Karl Polanyi, the refugee in need of a visa

At various points in my life, I have come up face to face with the bureaucracy that prevents refugees from coming to Britain and other rich countries. In Cairo, I used to copy edit and check refugee testimonies but a few years ago, I had a more personal experience. 

I had a friend in trouble who needed to flee her country. An official at the British embassy told me there was nothing I could do to help her get to Britain. The official said if my friend was really in trouble, she would probably have to spend the next few years of her life in a refugee camp. Fortunately, through an American friend, I also visited the US embassy. There, a very kind official told me “Tell her to lie on her forms. Make no mention of her political trouble and instead apply as a student or a visitor. Once she is in the US, she should claim asylum”. In other words, it seemed that the only way to navigate the system was to lie.

This week, I was listening to a podcast about Karl Polanyi, the author of The Great Transformation, one of the most profound books I have ever read. In an interview with his daughter, she revealed that had it not been for the intervention of a British Labour politician, Josiah Wedgwood, during WWII, it is unlikely we would have ever gotten The Great Transformation. This is the interview:

KPL: You mentioned the British naturalisation that we received at a crucial time in May of 1940. I believe my family owed this largely to Sir Josiah Wedgwood, and there is correspondence in the archives with Sir Josiah Wedgwood.… I know that because we had a family relationship with the Wedgwoods. In addition Sir Josiah Wedgwood was a Labour Peer and a very decent fellow who did an awful lot for people to help them to get out of Austria, Germany, and elsewhere. In this case he helped my father obtain British naturalisation probably two or three weeks before he would otherwise have been interned. And given my father’s advanced age (I mean advanced in terms of other young people), I don’t really know what would have happened to him, but he certainly would never have had the chance to write his most famous book. It gave him his entrée late in life into [the] academic world…

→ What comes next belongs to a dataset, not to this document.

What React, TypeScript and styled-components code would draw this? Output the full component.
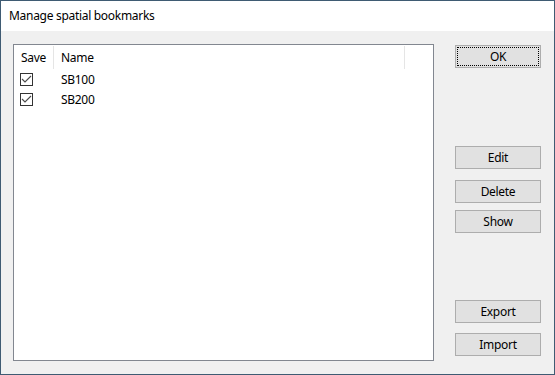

DS: So the critical thing you said a moment ago was that the naturalisation came through just a few weeks before he would have been interned.

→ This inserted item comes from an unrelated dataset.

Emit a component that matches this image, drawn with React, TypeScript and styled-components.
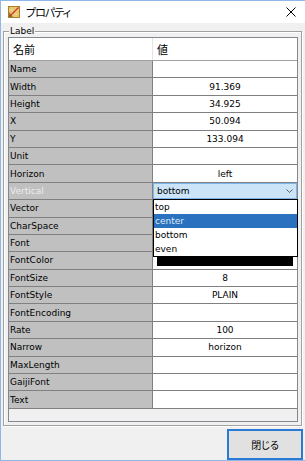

KPL: Really and truly at the most critical moment, about a week after the war started in May 1940.

DS: Well, that was one of the missing links because the correspondence that I found runs more or less up to that point but it wasn’t 100% clear to me that it came through in time, so you’ve answered one of the key questions.

KPL: … Fortunately. There would be no Karl Polanyi that anybody would have heard of if it had not been for that!

(The full text of the interview)

It just makes you think what visas can do, not just for human life, but for intellectual production and creativity. Is the next Karl Polanyi stuck in a refugee camp somewhere in Turkey or Iraq right now? Makes you wish we lived in a more humane world, doesn’t it?